-- start of Data for the task --

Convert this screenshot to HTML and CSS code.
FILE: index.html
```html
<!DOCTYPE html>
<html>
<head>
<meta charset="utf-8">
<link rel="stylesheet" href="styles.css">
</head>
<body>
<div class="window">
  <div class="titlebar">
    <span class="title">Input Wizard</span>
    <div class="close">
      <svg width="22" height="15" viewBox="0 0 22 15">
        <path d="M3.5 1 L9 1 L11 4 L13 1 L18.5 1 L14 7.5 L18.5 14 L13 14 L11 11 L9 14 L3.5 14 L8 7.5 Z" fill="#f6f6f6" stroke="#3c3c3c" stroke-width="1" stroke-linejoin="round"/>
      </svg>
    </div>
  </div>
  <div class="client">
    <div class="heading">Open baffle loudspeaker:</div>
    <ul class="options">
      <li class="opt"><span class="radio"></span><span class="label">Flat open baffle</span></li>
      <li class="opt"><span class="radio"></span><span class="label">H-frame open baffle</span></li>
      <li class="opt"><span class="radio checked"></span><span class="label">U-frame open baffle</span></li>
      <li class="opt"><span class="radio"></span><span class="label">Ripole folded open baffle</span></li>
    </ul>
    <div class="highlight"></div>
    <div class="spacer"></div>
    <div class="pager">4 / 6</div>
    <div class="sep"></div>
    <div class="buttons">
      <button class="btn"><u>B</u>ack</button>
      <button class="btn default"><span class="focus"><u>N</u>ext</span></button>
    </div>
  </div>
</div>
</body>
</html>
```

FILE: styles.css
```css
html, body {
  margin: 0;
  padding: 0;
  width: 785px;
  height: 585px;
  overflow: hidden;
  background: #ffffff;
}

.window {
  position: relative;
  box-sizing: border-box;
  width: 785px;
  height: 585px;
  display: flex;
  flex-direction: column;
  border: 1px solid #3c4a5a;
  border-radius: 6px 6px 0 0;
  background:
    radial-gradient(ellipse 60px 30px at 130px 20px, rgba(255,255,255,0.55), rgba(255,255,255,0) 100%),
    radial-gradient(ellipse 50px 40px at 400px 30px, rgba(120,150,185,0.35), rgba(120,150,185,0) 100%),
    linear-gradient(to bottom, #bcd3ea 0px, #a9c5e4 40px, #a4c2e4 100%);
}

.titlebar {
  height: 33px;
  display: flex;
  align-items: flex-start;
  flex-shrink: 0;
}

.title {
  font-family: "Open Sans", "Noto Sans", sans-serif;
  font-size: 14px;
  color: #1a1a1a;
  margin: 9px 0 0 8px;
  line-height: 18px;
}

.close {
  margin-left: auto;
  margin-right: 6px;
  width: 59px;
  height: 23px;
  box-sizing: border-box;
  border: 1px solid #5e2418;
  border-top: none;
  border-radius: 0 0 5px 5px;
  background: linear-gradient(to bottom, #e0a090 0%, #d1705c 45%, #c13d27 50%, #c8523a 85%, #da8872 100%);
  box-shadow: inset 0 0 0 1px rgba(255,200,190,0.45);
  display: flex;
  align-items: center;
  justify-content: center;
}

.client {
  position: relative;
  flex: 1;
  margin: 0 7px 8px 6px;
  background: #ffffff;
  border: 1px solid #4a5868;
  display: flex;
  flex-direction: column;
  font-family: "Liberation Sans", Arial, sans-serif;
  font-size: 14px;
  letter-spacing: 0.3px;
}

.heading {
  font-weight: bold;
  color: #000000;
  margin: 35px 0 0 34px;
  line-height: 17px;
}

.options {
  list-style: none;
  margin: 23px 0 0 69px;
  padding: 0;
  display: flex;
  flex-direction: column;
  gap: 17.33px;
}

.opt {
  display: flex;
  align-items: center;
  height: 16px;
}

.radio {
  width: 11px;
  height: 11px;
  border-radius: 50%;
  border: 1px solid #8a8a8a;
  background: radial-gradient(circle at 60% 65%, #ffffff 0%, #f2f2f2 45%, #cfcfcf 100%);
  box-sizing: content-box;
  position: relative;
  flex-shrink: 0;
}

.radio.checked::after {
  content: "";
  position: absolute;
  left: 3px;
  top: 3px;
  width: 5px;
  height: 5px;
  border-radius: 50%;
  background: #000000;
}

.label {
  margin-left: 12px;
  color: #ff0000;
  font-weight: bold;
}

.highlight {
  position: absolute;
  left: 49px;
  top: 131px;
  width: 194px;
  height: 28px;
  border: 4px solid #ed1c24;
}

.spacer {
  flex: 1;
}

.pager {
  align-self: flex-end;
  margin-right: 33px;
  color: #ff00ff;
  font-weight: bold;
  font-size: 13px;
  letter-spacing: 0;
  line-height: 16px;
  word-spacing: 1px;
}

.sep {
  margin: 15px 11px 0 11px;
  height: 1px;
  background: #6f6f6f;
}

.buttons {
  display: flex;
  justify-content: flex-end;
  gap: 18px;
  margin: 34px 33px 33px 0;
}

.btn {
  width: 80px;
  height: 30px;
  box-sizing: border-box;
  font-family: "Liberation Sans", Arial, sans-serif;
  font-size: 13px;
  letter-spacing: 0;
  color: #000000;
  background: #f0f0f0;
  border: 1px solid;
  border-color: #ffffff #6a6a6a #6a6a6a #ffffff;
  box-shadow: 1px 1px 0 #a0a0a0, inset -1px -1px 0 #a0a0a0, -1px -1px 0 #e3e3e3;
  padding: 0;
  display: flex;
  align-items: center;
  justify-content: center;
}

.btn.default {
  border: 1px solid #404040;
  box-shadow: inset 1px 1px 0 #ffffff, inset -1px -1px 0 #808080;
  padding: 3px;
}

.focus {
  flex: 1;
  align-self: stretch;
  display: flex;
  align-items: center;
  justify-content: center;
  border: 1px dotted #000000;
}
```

-- end of Data for the task --
-- start of Data for the task --

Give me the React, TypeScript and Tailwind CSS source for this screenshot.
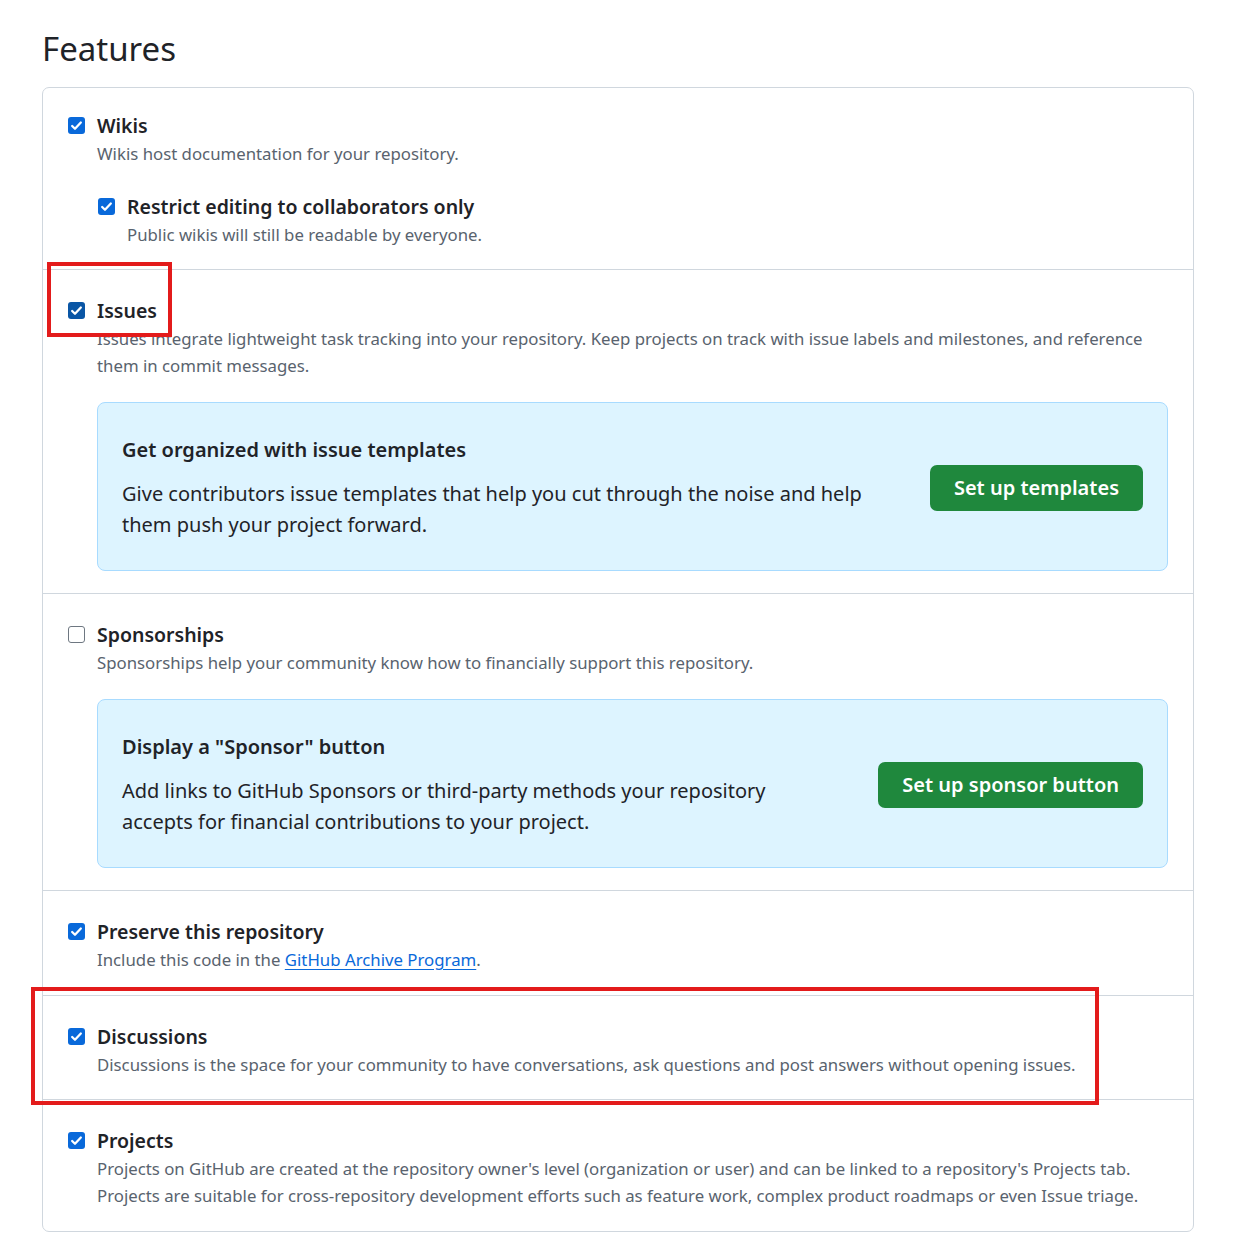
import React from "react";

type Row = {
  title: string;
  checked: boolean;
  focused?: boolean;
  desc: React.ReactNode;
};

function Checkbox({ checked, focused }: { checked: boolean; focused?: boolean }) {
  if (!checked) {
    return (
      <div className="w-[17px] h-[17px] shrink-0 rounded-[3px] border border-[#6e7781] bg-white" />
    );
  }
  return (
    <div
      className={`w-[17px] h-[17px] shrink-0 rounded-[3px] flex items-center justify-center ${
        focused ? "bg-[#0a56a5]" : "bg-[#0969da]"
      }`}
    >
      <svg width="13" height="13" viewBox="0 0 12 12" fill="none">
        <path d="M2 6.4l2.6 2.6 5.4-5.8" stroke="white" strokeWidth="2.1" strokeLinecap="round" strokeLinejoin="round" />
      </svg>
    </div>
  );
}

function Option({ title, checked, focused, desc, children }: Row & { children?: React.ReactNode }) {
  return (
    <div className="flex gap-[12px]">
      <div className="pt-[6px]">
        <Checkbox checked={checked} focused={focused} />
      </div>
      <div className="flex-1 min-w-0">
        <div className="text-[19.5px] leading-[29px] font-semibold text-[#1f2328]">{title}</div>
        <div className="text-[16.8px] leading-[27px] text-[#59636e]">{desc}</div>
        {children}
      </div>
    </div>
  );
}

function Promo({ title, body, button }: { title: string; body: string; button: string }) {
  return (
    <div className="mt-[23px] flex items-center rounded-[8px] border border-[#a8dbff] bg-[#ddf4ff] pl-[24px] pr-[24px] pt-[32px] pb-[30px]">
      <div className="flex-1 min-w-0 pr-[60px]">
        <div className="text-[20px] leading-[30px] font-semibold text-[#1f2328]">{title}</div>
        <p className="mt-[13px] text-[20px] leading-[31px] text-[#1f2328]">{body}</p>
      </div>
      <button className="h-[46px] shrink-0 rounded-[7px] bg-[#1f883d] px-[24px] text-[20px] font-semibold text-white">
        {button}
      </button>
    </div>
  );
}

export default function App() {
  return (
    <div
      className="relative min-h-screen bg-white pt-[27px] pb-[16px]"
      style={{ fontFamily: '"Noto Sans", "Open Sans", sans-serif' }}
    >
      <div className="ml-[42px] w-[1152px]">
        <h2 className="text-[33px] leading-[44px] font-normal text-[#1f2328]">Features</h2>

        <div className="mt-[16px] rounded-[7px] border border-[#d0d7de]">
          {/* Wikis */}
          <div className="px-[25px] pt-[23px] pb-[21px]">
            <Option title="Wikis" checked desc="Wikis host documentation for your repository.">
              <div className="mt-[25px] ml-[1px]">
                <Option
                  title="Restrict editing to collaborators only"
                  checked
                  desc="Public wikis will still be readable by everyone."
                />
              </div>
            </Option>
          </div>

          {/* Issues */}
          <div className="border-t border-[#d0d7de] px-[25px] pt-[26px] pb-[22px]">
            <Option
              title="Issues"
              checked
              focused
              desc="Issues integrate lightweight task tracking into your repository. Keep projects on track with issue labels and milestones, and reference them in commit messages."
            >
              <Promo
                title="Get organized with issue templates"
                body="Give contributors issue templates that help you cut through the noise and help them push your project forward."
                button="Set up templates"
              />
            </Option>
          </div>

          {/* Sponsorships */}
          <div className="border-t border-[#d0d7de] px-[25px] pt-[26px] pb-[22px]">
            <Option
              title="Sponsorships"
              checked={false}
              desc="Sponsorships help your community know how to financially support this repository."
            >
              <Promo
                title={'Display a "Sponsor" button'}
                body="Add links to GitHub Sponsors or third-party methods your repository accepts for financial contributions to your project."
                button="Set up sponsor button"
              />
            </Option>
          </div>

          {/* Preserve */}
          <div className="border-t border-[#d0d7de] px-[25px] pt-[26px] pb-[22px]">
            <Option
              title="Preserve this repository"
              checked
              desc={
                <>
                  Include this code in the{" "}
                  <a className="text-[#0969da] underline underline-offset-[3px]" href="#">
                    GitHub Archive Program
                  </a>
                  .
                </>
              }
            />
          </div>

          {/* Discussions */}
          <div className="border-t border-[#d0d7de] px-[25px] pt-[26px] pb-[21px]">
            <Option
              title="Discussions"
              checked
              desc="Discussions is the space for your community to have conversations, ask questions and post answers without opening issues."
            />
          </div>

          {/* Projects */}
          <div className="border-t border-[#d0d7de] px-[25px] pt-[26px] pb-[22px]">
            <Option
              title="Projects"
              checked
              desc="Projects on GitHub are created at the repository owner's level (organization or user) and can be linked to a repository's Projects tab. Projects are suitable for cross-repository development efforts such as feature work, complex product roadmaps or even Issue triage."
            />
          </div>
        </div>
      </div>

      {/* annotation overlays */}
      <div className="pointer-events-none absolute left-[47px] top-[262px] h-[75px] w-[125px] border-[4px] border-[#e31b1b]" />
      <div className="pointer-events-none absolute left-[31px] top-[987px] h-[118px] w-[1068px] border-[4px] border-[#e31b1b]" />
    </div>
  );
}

-- end of Data for the task --

## Request
Tally the lines above that contain the word "this", and reply with only the number.

## The result
5